The challenge of enforced idleness

2009

Accountancy firm KPMG took the radical step this week of urging its 11,000 staff to take up the offer of partially-paid sabbaticals or moving to a four-day week in an effort to cut its employee costs.

It's just the latest in a clutch of firms, large and small and on both sides of the Atlantic, that are looking at shorter working weeks and reduced hours as a desperate alternative to redundancies.

Many of the big automotive giants, including GM, Honda and BMW have been bringing in reduced hours or even, in the case of Honda, temporarily halting production at some factories.

It's not just big manufacturing firms that are taking this step, either. In fact, according to the U.S. Bureau of Labor Statistics, the number of employees who normally work full-time but were now doing fewer than 35 hours a week because of the tough business climate climbed by nearly three quarters in the year to November, from 1.49 million to 2.57 million.

Many law firms in California have been laying off attorneys or going to reduced hours, according to website lawjobs.com. Technology companies such as Dell are also allowing employees to take time off without pay, while others are moving to a four-day week.

There are even signs of this happening in the public sector, with Atlanta mayor Shirley Franklin recently cutting the pay and hours of some 4,600 employees by a tenth to help meet a budget shortfall.

It all seems a world away from a Management-Issues blog in 2004 suggesting we might be seeing the "end of the line" for the shorter working week.

Then it was workers at a Bosch plant in France being told that they would have to work longer than their statutory 35-hour-week or see their jobs move to the Czech Republic, with many German car plants at the time looking to go down the same route.

While it may be a less bitter pill to swallow than being laid off, moving to shorter working is still not easy for managers to manage, and can create its own challenges.

There are the financial issues of workers having less money and generally feeling more insecure and worried, meaning managers need to go out of their way to explain how the business and doing and how or whether jobs are safe.

Alongside this there may be motivational and productivity issues to address, including how to keep workers upbeat and motivated.

Then at a practical level, depending on the day-to-day nature of the business, there may be challenges around ensuring workers don't have too much or too little work to do when they are actually at work.

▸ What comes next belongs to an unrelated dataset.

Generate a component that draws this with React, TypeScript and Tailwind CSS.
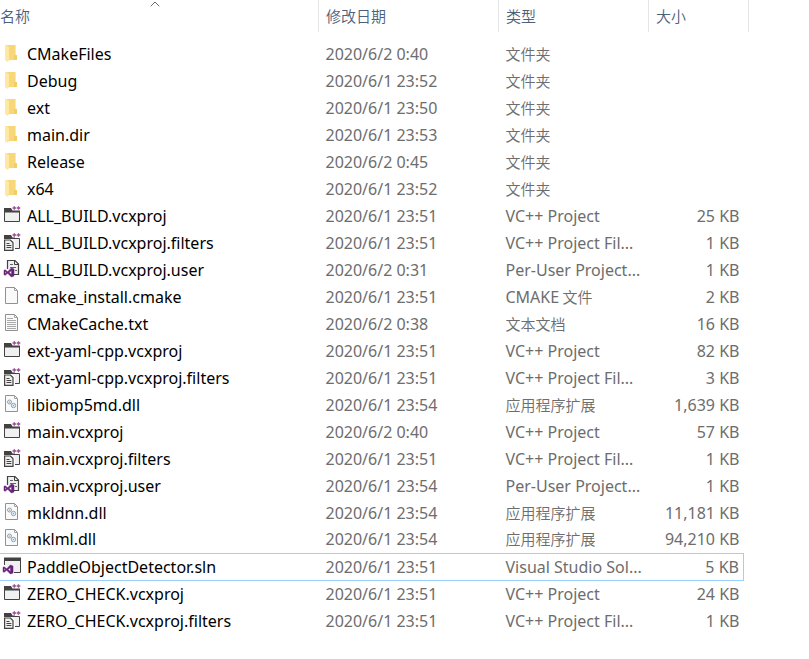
import { ChevronUp } from "lucide-react";

type Kind = "folder" | "project" | "filters" | "user" | "file" | "text" | "dll" | "sln";

interface Entry {
  name: string;
  date: string;
  kind: Kind;
  type: string;
  size?: string;
  selected?: boolean;
}

const ENTRIES: Entry[] = [
  { name: "CMakeFiles", date: "2020/6/2 0:40", kind: "folder", type: "文件夹" },
  { name: "Debug", date: "2020/6/1 23:52", kind: "folder", type: "文件夹" },
  { name: "ext", date: "2020/6/1 23:50", kind: "folder", type: "文件夹" },
  { name: "main.dir", date: "2020/6/1 23:53", kind: "folder", type: "文件夹" },
  { name: "Release", date: "2020/6/2 0:45", kind: "folder", type: "文件夹" },
  { name: "x64", date: "2020/6/1 23:52", kind: "folder", type: "文件夹" },
  { name: "ALL_BUILD.vcxproj", date: "2020/6/1 23:51", kind: "project", type: "VC++ Project", size: "25 KB" },
  { name: "ALL_BUILD.vcxproj.filters", date: "2020/6/1 23:51", kind: "filters", type: "VC++ Project Fil...", size: "1 KB" },
  { name: "ALL_BUILD.vcxproj.user", date: "2020/6/2 0:31", kind: "user", type: "Per-User Project...", size: "1 KB" },
  { name: "cmake_install.cmake", date: "2020/6/1 23:51", kind: "file", type: "CMAKE 文件", size: "2 KB" },
  { name: "CMakeCache.txt", date: "2020/6/2 0:38", kind: "text", type: "文本文档", size: "16 KB" },
  { name: "ext-yaml-cpp.vcxproj", date: "2020/6/1 23:51", kind: "project", type: "VC++ Project", size: "82 KB" },
  { name: "ext-yaml-cpp.vcxproj.filters", date: "2020/6/1 23:51", kind: "filters", type: "VC++ Project Fil...", size: "3 KB" },
  { name: "libiomp5md.dll", date: "2020/6/1 23:54", kind: "dll", type: "应用程序扩展", size: "1,639 KB" },
  { name: "main.vcxproj", date: "2020/6/2 0:40", kind: "project", type: "VC++ Project", size: "57 KB" },
  { name: "main.vcxproj.filters", date: "2020/6/1 23:51", kind: "filters", type: "VC++ Project Fil...", size: "1 KB" },
  { name: "main.vcxproj.user", date: "2020/6/1 23:54", kind: "user", type: "Per-User Project...", size: "1 KB" },
  { name: "mkldnn.dll", date: "2020/6/1 23:54", kind: "dll", type: "应用程序扩展", size: "11,181 KB" },
  { name: "mklml.dll", date: "2020/6/1 23:54", kind: "dll", type: "应用程序扩展", size: "94,210 KB" },
  { name: "PaddleObjectDetector.sln", date: "2020/6/1 23:51", kind: "sln", type: "Visual Studio Sol...", size: "5 KB", selected: true },
  { name: "ZERO_CHECK.vcxproj", date: "2020/6/1 23:51", kind: "project", type: "VC++ Project", size: "24 KB" },
  { name: "ZERO_CHECK.vcxproj.filters", date: "2020/6/1 23:51", kind: "filters", type: "VC++ Project Fil...", size: "1 KB" },
];

function PlusPlus() {
  return <path d="M10.5 4h3.6M12.3 2.2v3.6M14.7 4h3.6M16.5 2.2v3.6" stroke="#9b4f96" strokeWidth="1.4" />;
}

// Visual Studio ribbon, 10x9 with its origin at the top left
function Ribbon() {
  return (
    <path
      d="M0 2.3 1.1 1.8 3.7 3.8 7.4 0 10 1v7L7.4 9 3.7 5.3 1.1 7.3 0 6.8ZM1.2 3.3v2.5L2.5 4.5ZM5 4.5 7.5 6.5v-4Z"
      fill="#68217a"
      stroke="#68217a"
      strokeWidth=".5"
      fillRule="evenodd"
    />
  );
}

function Page() {
  return (
    <>
      <path d="M3.5 2.5h9l3 3v13h-12Z" fill="#fafafa" stroke="#919191" />
      <path d="M12.5 2.5v3h3" fill="none" stroke="#a3a3a3" />
    </>
  );
}

function FileIcon({ kind }: { kind: Kind }) {
  return (
    <svg viewBox="0 0 20 20" className="mt-px ml-0.5 h-5 w-5 shrink-0" aria-hidden="true">
      {kind === "folder" && (
        <>
          <path d="M4 3h9.6v10H15v5H4Z" fill="#f7d778" />
          <path d="M12 13h3v5h-3Z" fill="#f2ce68" />
          <path d="M3 3h1.5L7 5v13.5L5.5 20 3 18Z" fill="#ffe8a2" />
        </>
      )}
      {kind === "project" && (
        <>
          <path d="M2.5 7.5h15v10h-15Z" fill="#f0eff1" stroke="#424242" />
          <path d="M2 4h7l1.5 2.5H18v2H2Z" fill="#424242" />
          <PlusPlus />
        </>
      )}
      {kind === "filters" && (
        <>
          <path d="M9 7.5h8.5v10H13" fill="#f0eff1" stroke="#424242" />
          <path d="M2 4h7l1.5 2.5H13v1.5H2Z" fill="#424242" />
          <path d="M1 8h9l3 3v9H1Z" fill="#fff" />
          <path d="M2.6 9h5.8l2.6 2.6v7.8H2.6Z" fill="#f0eff1" stroke="#424242" strokeWidth="1.2" />
          <path d="M4.5 12.5h3M4.5 14.5h4.8M4.5 16.5h4.8" stroke="#424242" />
          <PlusPlus />
        </>
      )}
      {kind === "user" && (
        <>
          <path d="M5.5 11V2.5h7.5l3.5 3.5v10.5H12" fill="#f0eff1" stroke="#424242" strokeWidth="1.2" />
          <path d="M12.5 2.5v4h4" fill="none" stroke="#424242" />
          <path d="M8 6.5h3M8 9.5h6M13 12.5h2" stroke="#656565" />
          <g transform="translate(2 10)">
            <Ribbon />
          </g>
        </>
      )}
      {kind === "file" && <Page />}
      {kind === "text" && (
        <>
          <Page />
          <path d="M5 6.5h6M5 8.5h9M5 10.5h9M5 12.5h9M5 14.5h9M5 16.5h9" stroke="#aaa" />
        </>
      )}
      {kind === "dll" && (
        <>
          <Page />
          <circle cx="7.5" cy="9" r="2" fill="#eef2f5" stroke="#93a1ab" />
          <circle cx="11.5" cy="12.5" r="2.2" fill="#e3f0f9" stroke="#85a5bb" />
          <circle cx="7.5" cy="9" r=".6" fill="#7c8c98" />
          <circle cx="11.5" cy="12.5" r=".6" fill="#7192a8" />
        </>
      )}
      {kind === "sln" && (
        <>
          <path d="M2.5 10V3.5h16v14H12" fill="#f0eff1" stroke="#424242" />
          <path d="M2 2.5h17v3.5H2Z" fill="#424242" />
          <g transform="translate(1 10)">
            <Ribbon />
          </g>
        </>
      )}
    </svg>
  );
}

function TypeLabel({ text }: { text: string }) {
  // Han runs are set one size below the Latin ones
  return text.split(" ").map((word, i) => (
    <span key={i} className={/[\u4e00-\u9fff]/.test(word) ? "font-['Noto_Sans_CJK_SC',sans-serif] text-[15px] font-[350]" : ""}>
      {i > 0 && " "}
      {word}
    </span>
  ));
}

function Row({ entry }: { entry: Entry }) {
  const edge = entry.selected ? "border-y border-[#99d1ff]" : "";

  return (
    <tr className="h-[27px] text-[#6d6d6d]">
      <td className={`p-0 ${edge}`}>
        <a href="#" className="flex h-[26px] items-start gap-[5px] text-black">
          <FileIcon kind={entry.kind} />
          {entry.name}
        </a>
      </td>
      <td className={`p-0 pl-[7px] ${edge}`}>{entry.date}</td>
      <td className={`p-0 pl-[7px] ${edge}`}>
        <TypeLabel text={entry.type} />
      </td>
      <td className={`p-0 pr-1 text-right ${edge} ${entry.selected ? "border-r" : ""}`}>{entry.size}</td>
      <td className="p-0" />
    </tr>
  );
}

export default function App() {
  return (
    <main className="min-h-screen bg-white pr-[60px] font-['Noto_Sans','Noto_Sans_CJK_SC',sans-serif] text-base leading-[26px] whitespace-nowrap">
      <table className="w-full table-fixed border-collapse">
        <colgroup>
          <col />
          <col className="w-[180px]" />
          <col className="w-[150px]" />
          <col className="w-[95px]" />
          <col className="w-[5px]" />
        </colgroup>
        <thead className="text-left text-[15px] leading-[26px] text-[#4c607a]">
          <tr className="h-8">
            <th className="relative border-r border-[#e5e5e5] p-0 font-[350]">
              名称
              <ChevronUp
                className="absolute -top-1 left-1/2 -ml-3 h-4 w-4 text-[#6d6d6d]"
                strokeWidth={1.5}
                aria-hidden="true"
              />
            </th>
            <th className="border-r border-[#e5e5e5] p-0 pl-[7px] font-[350]">修改日期</th>
            <th className="border-r border-[#e5e5e5] p-0 pl-[7px] font-[350]">类型</th>
            <th colSpan={2} className="border-r border-[#e5e5e5] p-0 pl-[7px] font-[350]">
              大小
            </th>
          </tr>
        </thead>
        <tbody>
          <tr className="h-2" aria-hidden="true">
            <td colSpan={5} className="p-0 leading-none" />
          </tr>
          {ENTRIES.map((entry) => (
            <Row key={entry.name} entry={entry} />
          ))}
        </tbody>
      </table>
    </main>
  );
}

There may also need to be a re-evaluation of what time off from work, particularly sabbaticals, is actually for, according to Carol Sladek, an executive at consultancy Hewitt Associates.

Whereas once sabbaticals were predominantly something granted to employees to give them a chance to explore personal interests or re-energise themselves without losing their jobs, now they are simply becoming something to prevent layoffs, she recently told the publication Business Insurance.

"We have seen a significant increase in the number of employers looking at these kinds of programmes as a way to attract, engage and retain talent," she said.

Similarly, John A Challenger, chief executive officer of the consulting firm Challenger, Gray & Christmas, told the magazine Business Week in December that often it is one of the few options left to managers other than taking a damaging axe to their workforce.

"More companies are exploring alternatives to layoffs. If they can keep people on until the business turns around, the company would be in much better shape to ramp up quickly," he said.

The magazine cited an array of smaller firms taking this step, including Iowa windows and doors manufacturer Pella, mining firm AK Steel as well as various newspapers and hospitals.

The big advantage of shorter weeks, for managers and employees alike, is of course that you are retaining highly skilled staff for when (and it is hopefully "when" not "if") things start to pick up.

Lee Hopley, head of economic policy at the UK manufacturers' organisation EEF, told the HR magazine Personnel Today this month that anything that protected employment and helped firms come out the other side intact had to be a good thing.

"Because of the nature of employment in manufacturing, which is usually more highly skilled than other sectors, manufacturers have to be more adaptable and come up with different options so as not to lose skills," she said.

"In previous downturns, when we lost manufacturing employment either overseas or to other sectors, evidence shows it's very difficult to get those skills back into the sector," she added.